Tuesday, September 25, 2007

Silver lining

It was pissing down most of the day Saturday.

Great! I found all the leaks.

Sunday's thin overcast (warming to a sunny afternoon) dried everything gently. Monday's brilliant sun baked dry (I hope) the cabin top holes.

Sunday was still a moist day. Moist air helps acrylic-based adhesives, like super glue, dry more quickly. (The physics aren't that complicated, but I can see your eyes glazing over already, so just take my word for it.) I cracked open a tube of super glue, getting only a little on my fingers, and oh so carefully drizzled it into the displaced crack in the port side window.

If you carefully watch where the glue goes into the crack, you can see it drawn in by capillary action. If you keep the flow fairly steady, the glue sinks in through most of the depth of the crack, and you get very little spillage down your Lexan pane.

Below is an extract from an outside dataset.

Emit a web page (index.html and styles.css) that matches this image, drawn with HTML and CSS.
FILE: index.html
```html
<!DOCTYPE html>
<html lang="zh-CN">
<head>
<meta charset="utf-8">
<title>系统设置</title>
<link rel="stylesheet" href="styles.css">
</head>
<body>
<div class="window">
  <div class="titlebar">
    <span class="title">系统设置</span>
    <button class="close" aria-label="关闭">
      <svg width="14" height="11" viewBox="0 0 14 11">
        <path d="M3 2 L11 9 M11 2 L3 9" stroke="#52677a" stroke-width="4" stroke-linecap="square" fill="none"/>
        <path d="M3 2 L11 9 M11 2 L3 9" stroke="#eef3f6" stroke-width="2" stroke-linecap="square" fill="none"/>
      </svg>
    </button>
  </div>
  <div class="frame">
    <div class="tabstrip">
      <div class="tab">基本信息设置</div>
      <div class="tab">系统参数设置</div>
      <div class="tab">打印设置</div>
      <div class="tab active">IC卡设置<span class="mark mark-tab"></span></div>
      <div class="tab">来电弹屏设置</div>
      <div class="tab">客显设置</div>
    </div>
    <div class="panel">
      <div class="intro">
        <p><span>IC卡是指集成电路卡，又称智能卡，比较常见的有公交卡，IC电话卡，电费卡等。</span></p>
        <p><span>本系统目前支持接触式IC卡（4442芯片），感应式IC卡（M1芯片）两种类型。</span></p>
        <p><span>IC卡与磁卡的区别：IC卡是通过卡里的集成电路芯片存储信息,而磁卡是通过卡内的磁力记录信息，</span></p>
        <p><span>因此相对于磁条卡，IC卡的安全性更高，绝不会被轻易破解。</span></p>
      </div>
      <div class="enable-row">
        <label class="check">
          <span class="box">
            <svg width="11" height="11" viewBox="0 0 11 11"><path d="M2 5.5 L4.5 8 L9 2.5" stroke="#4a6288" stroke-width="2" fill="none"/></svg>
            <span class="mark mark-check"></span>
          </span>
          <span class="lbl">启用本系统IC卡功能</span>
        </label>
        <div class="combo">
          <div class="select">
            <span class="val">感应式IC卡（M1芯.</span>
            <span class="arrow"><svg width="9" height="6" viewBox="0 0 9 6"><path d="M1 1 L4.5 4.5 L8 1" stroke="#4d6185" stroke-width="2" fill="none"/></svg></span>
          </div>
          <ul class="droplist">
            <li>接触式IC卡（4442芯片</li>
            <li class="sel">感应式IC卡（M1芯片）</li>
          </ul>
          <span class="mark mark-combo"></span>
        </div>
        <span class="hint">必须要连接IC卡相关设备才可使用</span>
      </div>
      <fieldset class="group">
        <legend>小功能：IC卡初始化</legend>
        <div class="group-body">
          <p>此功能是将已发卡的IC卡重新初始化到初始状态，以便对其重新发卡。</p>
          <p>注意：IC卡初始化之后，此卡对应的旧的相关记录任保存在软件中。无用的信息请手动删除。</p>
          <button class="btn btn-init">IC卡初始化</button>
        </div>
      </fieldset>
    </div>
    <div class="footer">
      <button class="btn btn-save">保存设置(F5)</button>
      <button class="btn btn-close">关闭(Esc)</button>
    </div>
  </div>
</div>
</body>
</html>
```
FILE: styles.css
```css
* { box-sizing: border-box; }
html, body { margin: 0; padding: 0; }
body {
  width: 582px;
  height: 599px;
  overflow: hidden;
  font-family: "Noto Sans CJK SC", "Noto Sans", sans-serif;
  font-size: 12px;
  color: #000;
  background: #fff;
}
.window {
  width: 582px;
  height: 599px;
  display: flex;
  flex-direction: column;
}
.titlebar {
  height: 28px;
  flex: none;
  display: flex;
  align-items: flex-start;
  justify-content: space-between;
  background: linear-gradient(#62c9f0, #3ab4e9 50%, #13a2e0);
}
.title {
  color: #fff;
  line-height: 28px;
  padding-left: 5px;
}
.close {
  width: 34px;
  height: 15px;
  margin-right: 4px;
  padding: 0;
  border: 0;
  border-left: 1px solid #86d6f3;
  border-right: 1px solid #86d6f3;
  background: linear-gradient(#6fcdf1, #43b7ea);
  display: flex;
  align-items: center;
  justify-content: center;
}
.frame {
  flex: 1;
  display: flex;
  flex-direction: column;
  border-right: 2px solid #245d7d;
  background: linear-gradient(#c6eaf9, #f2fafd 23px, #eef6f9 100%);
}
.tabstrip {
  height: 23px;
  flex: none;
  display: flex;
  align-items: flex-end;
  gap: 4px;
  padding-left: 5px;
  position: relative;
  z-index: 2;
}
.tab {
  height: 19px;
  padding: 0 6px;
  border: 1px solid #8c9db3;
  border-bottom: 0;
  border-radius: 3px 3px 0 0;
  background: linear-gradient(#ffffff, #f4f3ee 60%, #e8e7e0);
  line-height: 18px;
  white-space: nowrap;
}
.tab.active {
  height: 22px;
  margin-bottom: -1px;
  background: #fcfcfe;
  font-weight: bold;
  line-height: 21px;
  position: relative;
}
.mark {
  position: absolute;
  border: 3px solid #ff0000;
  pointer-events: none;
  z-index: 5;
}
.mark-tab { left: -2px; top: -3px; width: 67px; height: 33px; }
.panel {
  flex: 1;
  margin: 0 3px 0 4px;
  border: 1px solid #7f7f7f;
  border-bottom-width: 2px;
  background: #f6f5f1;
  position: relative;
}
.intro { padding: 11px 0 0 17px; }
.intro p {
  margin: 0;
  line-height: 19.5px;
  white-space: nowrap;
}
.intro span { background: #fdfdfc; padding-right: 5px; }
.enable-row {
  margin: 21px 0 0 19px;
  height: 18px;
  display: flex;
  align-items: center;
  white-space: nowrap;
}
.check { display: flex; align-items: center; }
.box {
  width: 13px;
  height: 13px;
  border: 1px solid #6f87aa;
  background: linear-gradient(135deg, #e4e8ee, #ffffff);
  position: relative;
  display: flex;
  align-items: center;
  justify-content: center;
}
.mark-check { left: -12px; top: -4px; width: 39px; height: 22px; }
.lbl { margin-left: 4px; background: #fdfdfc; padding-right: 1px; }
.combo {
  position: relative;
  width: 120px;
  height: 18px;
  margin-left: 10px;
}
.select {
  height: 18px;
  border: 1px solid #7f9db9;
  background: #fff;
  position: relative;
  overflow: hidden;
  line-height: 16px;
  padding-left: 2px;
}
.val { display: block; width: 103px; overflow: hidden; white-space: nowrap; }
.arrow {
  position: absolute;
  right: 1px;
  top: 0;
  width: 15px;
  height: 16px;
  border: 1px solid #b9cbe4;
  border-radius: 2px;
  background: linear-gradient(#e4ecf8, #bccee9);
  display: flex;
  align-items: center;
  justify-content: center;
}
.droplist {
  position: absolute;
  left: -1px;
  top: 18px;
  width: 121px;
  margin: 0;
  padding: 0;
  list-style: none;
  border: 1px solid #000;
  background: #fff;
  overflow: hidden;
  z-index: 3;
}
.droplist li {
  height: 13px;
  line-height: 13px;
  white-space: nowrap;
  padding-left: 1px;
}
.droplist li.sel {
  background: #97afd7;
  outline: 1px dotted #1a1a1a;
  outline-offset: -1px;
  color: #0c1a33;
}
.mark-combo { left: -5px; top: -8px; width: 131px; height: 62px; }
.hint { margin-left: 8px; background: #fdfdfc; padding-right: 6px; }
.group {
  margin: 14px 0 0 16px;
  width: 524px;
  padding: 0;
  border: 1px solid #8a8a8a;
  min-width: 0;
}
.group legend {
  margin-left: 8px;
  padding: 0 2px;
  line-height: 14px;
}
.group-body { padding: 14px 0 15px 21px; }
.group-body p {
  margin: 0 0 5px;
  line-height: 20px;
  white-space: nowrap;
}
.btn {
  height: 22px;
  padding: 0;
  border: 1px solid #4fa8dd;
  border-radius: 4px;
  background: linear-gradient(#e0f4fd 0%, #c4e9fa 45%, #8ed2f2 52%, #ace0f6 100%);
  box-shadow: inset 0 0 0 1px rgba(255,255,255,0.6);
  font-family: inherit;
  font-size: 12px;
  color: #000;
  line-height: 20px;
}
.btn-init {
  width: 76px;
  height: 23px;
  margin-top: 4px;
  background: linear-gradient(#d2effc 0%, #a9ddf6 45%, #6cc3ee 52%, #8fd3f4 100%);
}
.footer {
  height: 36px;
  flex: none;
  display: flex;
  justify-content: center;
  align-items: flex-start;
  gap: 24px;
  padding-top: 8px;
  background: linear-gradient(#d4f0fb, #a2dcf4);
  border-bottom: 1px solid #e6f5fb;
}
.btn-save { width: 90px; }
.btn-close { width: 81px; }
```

I was fairly pleased with that repair. I only hope it holds.

There were two other leaks (matching ones) where holes drilled through the cabin top had been incompletely repaired, or else the repair had degraded with time.

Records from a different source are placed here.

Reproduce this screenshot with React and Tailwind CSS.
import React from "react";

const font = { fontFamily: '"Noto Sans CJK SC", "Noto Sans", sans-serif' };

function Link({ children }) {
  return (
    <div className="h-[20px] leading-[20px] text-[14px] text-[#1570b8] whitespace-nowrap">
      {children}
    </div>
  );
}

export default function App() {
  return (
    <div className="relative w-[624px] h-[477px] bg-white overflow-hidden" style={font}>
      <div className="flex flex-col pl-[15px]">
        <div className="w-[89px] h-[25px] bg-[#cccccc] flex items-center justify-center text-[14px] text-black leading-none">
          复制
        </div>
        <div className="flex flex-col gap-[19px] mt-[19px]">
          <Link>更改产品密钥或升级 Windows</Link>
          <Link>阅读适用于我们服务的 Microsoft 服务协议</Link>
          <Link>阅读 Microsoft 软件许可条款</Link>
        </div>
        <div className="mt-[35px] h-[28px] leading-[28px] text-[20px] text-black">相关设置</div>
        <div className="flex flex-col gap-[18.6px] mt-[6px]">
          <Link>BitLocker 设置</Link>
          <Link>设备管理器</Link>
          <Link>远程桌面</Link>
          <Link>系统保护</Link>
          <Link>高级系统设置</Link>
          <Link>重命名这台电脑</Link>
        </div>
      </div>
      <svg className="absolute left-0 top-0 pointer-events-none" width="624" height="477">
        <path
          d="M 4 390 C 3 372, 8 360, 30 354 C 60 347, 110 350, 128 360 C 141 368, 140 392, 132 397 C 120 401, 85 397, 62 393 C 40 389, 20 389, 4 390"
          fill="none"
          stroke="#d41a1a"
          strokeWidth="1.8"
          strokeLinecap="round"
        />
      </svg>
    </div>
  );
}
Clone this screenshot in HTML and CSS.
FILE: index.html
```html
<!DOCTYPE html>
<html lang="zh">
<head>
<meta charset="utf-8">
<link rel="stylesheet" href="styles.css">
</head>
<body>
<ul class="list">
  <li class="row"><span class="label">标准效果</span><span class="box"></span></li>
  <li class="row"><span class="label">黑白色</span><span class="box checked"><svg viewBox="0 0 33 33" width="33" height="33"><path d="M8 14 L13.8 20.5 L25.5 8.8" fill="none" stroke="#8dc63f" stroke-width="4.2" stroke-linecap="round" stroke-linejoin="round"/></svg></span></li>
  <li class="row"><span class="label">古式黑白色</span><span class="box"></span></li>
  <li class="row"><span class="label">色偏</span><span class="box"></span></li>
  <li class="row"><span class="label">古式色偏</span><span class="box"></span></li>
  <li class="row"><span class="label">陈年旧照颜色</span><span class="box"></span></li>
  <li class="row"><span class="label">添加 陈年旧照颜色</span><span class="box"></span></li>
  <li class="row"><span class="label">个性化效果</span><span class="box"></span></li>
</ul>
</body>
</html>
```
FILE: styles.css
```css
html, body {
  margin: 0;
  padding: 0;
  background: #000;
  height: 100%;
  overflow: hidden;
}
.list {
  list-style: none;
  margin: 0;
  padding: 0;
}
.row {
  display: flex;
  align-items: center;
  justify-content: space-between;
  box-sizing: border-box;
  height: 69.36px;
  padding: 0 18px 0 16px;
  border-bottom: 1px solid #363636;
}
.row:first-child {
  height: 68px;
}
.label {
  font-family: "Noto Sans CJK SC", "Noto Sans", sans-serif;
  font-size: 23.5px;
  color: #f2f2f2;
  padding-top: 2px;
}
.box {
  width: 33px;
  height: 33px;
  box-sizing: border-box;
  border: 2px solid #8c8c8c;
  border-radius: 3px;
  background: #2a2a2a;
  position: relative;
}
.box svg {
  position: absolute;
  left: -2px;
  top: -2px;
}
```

The stuff formerly used to make the repair looked like silicone caulking. This doesn't seem to bond with plywood, fiberglass, or gel coat, except where it is both useless and inconvenient to do so. Mind you, that might have been the degradation, rather than an inherent property of silicone caulk.

I needed something with an edge, with a point, and with a curved blade. Also something small enough to fit in to a number eight screw hole.

Nail scissors.

See, sometimes it helps to think like a woman.

Me and my nail scissors got every last little shred of silicone out of those holes. Inside the cabin, they were partially obscured by heavy metal plates, so I couldn't just drill through the caulking to clear it out. I dug those little bastards clear.

I got some epoxy putty, although now I'm wondering if I shouldn't have gotten a more expensive version of epoxy instead. Anyway, I mixed it well, rolled it into little pellets, and dropped those little pellets into each hole, pressing each one down as the holes started to fill up. I was wearing those yellow housekeeping gloves, with the gridwork pattern on the fingers. As I capped off each hole and smoothed out the edges, I imprinted the surface with that pattern, which helps to hide the repair on the non-slip-textured cabin top.

Something tells me I should cover the surface with some sort of UV guard. Apart from that one little worry, I'm pretty smug.

There are a couple more leaks, but fixing them correctly would require undoing the mast stays and rebedding the plates they stand on. That's probably not such a big deal, but it's enough to intimidate me for now, so I think I'll save it for later, and deal with the seepage.